Birdie Time: 14th Hole – 298 Yard Par 4 – Now is your time to take a stroke back from Old Man Par. Tipping out under 300 yards, the 14th offers a prime opportunity to drive your tee ball onto the green or close enough to get a routine up and down for birdie. A 185 yard long bunker extends from the fairway to the back of the green up the left side of the hole and defends the left third of the green enroute to the flag. The ideal play is a draw that starts right of the bunkering and works its way back to the putting surface. The raised green is the other defense to consider, but this is certainly a hole to be taken advantage of.

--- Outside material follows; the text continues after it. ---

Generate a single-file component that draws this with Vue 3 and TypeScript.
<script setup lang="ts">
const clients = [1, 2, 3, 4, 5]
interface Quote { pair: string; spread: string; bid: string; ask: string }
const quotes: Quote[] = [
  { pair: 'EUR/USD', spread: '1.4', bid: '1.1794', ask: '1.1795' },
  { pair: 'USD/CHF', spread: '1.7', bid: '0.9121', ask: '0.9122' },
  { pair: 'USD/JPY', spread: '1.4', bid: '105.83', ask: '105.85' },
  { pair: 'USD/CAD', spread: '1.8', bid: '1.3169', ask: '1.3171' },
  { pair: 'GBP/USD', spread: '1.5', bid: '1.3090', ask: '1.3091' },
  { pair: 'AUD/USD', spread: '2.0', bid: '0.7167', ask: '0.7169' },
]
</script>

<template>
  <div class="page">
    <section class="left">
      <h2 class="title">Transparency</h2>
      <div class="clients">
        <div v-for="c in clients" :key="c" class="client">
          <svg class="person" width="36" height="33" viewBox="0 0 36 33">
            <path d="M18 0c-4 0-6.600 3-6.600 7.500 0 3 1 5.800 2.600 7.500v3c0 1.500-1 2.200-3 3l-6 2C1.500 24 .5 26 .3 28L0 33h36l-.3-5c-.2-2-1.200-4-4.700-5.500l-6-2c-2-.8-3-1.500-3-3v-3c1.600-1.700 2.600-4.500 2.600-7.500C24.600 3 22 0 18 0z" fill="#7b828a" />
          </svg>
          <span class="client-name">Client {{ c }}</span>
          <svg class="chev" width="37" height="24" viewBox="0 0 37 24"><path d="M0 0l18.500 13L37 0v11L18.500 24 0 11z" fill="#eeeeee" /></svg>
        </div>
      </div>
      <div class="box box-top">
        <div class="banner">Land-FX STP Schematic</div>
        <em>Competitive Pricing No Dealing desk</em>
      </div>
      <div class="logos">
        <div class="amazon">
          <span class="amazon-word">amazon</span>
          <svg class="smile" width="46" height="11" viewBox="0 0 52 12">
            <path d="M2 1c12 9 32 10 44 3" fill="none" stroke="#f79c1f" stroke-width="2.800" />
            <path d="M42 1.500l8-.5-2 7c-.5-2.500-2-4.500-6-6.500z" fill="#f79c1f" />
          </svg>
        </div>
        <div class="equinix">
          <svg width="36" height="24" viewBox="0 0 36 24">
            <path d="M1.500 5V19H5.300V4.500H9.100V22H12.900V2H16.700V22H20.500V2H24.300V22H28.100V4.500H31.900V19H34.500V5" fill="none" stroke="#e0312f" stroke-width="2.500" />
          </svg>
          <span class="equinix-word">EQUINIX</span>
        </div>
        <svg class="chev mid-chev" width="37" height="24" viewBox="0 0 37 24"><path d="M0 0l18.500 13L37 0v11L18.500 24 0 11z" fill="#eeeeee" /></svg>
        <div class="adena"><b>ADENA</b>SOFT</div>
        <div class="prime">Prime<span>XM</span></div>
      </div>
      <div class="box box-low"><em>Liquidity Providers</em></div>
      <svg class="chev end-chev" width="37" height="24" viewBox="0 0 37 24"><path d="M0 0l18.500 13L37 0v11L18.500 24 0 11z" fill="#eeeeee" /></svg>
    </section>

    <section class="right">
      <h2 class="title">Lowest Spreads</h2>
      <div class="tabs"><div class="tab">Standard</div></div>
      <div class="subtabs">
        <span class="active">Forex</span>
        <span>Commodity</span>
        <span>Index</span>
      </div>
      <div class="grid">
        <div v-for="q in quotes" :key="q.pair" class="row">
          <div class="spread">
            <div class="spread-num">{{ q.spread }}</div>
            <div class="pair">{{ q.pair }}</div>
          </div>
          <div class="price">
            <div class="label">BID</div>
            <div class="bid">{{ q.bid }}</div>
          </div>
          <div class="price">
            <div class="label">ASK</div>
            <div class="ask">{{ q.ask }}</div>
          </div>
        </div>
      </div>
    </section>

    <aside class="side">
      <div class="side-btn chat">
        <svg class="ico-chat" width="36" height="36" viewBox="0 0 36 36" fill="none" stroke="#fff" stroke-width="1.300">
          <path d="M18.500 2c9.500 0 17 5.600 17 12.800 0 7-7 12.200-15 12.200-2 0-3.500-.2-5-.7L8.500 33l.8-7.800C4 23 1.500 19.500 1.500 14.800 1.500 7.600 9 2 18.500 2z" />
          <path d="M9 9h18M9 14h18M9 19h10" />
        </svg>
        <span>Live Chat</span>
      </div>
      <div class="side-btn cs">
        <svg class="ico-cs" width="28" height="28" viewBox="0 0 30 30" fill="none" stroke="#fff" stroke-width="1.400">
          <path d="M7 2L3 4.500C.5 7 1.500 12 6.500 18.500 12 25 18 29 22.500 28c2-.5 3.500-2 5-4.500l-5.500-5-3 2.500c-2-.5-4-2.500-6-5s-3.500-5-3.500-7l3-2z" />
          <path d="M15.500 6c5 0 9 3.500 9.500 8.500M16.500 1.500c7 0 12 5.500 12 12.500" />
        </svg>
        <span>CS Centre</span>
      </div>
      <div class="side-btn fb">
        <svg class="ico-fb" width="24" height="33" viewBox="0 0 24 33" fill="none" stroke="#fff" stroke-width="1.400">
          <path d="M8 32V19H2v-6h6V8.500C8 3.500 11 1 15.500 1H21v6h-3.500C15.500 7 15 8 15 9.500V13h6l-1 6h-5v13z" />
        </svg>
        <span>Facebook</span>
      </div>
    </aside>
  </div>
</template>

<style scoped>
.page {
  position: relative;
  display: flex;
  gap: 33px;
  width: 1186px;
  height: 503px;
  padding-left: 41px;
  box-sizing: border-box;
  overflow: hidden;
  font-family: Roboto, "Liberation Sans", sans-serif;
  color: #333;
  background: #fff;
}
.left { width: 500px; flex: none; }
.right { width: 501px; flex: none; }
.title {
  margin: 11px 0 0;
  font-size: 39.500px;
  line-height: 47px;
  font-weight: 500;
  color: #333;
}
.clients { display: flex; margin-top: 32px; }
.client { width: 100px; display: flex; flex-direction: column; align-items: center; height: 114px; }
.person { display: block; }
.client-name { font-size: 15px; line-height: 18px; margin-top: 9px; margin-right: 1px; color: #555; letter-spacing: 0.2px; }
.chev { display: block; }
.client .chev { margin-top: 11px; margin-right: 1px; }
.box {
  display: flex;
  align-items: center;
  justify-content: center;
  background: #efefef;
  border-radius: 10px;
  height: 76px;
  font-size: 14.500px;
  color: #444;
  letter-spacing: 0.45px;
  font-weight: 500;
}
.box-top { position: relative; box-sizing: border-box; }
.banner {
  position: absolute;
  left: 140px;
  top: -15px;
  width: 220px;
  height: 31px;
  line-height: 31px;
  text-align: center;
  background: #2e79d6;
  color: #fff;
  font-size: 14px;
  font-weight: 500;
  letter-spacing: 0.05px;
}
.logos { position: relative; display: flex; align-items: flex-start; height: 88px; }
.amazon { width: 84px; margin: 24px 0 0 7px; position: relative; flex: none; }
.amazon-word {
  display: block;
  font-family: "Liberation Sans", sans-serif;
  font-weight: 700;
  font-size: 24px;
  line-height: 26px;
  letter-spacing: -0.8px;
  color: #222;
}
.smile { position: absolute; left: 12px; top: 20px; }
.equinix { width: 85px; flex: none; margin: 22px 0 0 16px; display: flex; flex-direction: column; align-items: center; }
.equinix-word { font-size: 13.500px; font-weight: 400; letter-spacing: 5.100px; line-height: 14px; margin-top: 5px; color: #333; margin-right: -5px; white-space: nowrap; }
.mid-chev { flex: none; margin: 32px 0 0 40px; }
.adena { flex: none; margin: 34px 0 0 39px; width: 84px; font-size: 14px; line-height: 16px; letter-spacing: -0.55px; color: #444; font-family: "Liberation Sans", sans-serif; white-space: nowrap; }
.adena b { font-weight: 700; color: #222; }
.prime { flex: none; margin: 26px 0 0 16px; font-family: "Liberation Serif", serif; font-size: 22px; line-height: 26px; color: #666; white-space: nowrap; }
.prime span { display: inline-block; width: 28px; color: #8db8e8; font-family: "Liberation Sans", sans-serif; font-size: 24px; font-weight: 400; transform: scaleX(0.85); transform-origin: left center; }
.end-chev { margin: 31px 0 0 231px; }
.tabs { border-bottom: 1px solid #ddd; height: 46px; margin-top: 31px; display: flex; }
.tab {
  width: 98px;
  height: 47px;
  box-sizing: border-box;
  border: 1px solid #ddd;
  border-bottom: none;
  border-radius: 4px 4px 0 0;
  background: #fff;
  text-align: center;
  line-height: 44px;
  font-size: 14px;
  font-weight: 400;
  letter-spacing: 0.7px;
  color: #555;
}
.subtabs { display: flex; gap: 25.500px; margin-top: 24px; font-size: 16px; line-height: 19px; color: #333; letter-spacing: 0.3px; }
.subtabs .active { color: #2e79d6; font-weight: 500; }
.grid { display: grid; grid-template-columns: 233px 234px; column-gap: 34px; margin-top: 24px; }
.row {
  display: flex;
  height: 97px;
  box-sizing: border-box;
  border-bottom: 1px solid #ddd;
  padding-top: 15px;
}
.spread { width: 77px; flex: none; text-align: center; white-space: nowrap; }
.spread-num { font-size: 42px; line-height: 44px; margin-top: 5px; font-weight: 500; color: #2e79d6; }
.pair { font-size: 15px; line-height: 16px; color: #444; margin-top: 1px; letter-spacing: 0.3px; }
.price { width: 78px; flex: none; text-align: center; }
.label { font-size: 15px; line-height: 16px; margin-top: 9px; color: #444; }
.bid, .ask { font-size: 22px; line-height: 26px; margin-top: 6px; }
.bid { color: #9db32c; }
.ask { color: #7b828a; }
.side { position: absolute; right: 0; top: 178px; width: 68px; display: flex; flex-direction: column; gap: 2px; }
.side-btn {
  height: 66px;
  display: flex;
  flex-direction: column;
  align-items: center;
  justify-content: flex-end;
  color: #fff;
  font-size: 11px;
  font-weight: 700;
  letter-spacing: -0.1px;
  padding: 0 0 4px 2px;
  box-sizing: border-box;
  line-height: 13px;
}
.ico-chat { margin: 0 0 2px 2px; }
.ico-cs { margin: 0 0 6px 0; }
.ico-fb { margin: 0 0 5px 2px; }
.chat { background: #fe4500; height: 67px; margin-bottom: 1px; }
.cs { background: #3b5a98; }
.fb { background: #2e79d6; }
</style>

Bogey Beware: 3rd Hole – 480 Yard Par 4 – Without question, the 3rd hole is the hole most commonly played over par at Streamsong's Black course. While the 480 yards is plenty punishing, it is the hazard fronting the green that becomes the real challenge. Most players will have a mid-long iron or hybrid they are hitting into this green and the downhill lie can create additional trouble in getting the proper lift on the ball. As such, low screamers are often sent towards the green but gobbled up by the cross hazard. Many players will elect to layup 60 - 75 yards shorts of the green and wedge their ball over the hazard to the putting surface from there in hopes of saving par. Ultimately, you don't see a lot of greens in regulation on the 3rd which quickly translates to bogies or worse.